*The input*
___

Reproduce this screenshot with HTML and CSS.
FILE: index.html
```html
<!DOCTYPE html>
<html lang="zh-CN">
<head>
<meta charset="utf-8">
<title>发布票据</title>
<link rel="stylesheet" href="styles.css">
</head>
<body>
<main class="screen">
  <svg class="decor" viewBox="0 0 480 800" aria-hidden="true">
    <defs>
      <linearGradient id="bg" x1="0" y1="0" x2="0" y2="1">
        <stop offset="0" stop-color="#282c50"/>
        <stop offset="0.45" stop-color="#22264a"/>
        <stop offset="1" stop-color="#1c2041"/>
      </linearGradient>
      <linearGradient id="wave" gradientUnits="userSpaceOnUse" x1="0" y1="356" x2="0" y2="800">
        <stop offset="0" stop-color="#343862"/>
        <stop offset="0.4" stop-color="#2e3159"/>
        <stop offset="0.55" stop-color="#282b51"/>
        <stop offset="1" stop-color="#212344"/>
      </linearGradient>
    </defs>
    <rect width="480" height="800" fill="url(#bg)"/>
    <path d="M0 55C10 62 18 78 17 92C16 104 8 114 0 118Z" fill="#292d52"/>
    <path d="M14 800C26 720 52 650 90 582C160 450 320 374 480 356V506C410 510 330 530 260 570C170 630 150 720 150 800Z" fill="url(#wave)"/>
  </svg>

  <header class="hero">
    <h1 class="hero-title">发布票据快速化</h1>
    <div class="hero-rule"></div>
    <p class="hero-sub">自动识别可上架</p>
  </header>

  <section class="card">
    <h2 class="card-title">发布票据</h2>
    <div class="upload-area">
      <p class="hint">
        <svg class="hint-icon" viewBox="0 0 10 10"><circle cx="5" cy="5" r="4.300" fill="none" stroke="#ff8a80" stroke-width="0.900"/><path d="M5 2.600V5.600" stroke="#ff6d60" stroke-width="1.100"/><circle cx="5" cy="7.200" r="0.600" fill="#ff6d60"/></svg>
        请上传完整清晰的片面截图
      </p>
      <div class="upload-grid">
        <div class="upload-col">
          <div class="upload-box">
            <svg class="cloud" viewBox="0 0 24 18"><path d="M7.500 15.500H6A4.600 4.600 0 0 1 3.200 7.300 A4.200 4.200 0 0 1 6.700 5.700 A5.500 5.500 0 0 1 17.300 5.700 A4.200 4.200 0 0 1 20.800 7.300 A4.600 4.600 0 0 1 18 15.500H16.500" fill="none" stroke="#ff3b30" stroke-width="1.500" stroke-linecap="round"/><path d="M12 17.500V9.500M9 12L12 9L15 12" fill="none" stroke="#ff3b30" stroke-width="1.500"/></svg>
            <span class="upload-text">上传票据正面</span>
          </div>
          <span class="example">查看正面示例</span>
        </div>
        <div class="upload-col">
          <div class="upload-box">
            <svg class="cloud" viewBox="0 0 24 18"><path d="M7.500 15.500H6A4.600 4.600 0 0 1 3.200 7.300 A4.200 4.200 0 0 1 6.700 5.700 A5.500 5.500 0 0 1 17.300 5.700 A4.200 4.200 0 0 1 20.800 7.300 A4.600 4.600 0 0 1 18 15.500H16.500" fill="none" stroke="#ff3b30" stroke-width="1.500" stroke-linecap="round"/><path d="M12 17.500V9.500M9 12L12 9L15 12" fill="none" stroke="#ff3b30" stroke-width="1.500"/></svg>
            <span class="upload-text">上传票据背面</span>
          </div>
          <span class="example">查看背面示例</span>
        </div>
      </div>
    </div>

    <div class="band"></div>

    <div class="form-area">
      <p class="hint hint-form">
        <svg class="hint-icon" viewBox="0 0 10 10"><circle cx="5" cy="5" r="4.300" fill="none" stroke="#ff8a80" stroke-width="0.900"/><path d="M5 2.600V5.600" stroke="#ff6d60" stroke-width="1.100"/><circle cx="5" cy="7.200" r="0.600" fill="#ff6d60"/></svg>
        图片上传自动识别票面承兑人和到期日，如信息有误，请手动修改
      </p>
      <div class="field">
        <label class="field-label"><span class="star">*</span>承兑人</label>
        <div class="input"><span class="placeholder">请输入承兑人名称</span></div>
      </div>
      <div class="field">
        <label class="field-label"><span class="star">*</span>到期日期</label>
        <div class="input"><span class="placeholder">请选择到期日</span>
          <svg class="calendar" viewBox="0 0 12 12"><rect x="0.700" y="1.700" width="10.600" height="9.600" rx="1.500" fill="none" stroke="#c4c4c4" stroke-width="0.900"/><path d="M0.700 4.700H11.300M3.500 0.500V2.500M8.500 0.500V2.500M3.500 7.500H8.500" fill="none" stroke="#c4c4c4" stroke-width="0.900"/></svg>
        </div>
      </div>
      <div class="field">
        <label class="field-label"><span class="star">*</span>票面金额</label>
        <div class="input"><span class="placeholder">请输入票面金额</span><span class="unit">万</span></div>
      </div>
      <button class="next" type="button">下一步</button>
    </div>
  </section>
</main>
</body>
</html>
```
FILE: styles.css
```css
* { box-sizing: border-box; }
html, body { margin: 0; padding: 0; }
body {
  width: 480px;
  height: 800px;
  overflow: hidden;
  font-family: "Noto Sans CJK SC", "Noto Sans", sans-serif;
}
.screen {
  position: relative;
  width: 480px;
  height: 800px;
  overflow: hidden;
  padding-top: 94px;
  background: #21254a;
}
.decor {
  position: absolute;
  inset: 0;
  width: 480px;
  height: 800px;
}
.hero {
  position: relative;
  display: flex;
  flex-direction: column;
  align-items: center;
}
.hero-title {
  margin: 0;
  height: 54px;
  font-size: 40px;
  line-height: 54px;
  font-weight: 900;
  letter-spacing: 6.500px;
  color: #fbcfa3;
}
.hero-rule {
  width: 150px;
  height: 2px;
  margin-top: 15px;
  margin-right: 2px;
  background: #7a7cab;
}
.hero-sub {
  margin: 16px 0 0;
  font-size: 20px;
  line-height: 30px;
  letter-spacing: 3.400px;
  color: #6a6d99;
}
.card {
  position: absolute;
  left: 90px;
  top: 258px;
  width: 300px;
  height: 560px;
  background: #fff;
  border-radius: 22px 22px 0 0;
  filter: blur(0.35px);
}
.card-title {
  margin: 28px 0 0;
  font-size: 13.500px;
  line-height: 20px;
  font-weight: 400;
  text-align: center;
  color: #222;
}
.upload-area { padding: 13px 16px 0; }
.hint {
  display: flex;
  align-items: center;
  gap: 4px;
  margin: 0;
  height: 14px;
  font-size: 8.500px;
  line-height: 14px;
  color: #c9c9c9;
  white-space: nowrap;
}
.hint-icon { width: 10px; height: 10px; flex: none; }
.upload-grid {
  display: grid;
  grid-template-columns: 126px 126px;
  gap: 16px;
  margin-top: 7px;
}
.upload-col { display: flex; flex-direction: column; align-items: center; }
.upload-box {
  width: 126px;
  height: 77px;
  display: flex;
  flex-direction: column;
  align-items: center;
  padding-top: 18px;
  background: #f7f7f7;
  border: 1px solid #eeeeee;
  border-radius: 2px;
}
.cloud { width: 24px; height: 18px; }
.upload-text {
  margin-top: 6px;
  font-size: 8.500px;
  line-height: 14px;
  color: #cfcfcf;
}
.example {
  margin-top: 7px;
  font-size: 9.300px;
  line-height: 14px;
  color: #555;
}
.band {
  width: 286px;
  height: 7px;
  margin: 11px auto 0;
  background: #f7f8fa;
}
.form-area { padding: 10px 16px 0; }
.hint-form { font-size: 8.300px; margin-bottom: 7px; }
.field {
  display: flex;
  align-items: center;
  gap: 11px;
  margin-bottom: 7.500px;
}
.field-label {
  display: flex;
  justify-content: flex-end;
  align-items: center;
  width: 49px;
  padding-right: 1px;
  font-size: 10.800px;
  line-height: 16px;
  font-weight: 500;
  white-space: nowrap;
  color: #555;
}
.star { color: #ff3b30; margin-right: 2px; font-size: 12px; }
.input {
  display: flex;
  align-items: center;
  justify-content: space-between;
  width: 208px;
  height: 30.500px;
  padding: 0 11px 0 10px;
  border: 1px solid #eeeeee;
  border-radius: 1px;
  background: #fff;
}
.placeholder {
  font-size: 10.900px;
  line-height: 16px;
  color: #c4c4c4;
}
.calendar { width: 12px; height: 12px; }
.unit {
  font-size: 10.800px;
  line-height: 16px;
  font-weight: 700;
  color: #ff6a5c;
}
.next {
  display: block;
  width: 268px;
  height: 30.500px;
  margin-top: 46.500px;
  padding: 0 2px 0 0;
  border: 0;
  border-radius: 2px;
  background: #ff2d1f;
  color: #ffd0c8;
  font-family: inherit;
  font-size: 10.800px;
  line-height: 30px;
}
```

___

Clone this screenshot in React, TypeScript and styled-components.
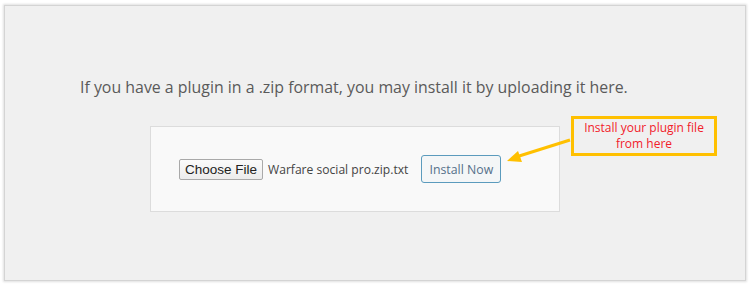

___

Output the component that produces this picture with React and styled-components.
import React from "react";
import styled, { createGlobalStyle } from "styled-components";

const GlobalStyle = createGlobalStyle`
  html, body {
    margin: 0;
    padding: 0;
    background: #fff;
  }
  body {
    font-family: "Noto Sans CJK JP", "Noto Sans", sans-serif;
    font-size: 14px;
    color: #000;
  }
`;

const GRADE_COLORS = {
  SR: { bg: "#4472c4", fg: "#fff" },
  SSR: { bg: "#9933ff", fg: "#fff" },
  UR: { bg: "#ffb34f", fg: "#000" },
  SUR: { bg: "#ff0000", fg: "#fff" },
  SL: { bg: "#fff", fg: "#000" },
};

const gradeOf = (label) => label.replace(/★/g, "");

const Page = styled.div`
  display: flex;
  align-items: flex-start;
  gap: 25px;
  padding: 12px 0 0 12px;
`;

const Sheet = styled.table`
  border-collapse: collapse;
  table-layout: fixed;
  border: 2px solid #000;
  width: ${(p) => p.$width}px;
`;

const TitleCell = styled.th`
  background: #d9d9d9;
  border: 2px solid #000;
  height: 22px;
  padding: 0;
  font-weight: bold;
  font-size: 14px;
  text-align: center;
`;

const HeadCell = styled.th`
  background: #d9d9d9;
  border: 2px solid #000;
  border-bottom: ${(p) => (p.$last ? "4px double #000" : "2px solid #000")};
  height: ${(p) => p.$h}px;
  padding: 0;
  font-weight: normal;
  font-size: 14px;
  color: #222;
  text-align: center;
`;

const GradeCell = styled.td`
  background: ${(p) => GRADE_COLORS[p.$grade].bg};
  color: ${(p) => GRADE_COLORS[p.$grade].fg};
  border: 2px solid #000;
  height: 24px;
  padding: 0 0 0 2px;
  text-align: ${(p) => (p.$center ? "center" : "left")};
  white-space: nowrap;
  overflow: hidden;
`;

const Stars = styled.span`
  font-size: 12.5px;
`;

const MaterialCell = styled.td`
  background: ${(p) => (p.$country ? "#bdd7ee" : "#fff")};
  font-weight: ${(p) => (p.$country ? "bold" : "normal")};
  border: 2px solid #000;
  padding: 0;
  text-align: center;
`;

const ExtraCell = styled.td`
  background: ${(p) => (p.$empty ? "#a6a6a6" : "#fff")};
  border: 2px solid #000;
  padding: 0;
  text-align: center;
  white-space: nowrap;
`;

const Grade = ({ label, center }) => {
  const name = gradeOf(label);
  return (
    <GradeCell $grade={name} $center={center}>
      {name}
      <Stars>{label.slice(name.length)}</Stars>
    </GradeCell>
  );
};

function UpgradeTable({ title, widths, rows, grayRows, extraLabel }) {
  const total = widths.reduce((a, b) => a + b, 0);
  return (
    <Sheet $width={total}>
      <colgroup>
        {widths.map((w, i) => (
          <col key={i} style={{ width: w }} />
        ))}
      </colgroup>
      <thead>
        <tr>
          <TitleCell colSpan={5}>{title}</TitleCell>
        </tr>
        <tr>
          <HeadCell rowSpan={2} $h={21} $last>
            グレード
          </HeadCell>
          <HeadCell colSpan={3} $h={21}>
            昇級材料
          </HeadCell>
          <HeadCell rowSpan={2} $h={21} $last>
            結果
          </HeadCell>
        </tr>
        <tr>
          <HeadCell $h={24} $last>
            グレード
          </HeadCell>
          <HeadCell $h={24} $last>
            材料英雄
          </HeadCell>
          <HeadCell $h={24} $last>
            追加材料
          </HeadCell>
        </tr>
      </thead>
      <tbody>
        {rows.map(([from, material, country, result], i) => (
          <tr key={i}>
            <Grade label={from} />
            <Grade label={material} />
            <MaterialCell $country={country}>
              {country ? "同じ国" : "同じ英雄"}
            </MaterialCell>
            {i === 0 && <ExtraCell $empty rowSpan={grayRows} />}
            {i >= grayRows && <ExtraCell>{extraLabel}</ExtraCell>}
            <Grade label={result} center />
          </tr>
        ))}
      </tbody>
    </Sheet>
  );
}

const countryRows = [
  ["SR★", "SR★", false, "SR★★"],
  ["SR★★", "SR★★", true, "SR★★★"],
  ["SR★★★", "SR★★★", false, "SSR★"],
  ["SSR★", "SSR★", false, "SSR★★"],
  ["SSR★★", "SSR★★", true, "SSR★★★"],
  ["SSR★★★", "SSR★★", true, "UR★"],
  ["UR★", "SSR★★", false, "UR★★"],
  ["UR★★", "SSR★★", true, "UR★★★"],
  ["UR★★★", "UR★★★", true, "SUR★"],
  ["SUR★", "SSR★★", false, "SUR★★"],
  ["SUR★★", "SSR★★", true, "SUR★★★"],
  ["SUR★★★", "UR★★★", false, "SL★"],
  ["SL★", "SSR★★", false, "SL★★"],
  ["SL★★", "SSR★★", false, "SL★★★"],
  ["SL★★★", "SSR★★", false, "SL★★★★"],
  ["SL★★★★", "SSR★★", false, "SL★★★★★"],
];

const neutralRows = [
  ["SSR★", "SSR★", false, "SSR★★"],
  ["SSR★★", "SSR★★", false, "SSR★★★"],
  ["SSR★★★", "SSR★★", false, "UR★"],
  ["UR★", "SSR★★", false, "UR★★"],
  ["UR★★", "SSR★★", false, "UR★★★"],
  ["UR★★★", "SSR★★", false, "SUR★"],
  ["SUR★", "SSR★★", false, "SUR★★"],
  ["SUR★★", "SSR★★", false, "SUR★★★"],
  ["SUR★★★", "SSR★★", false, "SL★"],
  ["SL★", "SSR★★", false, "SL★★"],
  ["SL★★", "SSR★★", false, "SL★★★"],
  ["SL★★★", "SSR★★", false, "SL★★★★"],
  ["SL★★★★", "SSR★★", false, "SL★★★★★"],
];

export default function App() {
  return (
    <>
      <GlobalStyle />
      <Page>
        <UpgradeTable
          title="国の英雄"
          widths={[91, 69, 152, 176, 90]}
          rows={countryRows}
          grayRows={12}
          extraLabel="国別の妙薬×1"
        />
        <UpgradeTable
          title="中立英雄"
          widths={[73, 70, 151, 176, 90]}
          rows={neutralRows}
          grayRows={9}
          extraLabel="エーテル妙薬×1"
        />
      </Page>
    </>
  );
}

___

*The exercise*
Lines holding the word "components" in the entries above are the ones to pull out. Copy them all.

*Answer*
Clone this screenshot in React, TypeScript and styled-components.
Output the component that produces this picture with React and styled-components.
import styled, { createGlobalStyle } from "styled-components";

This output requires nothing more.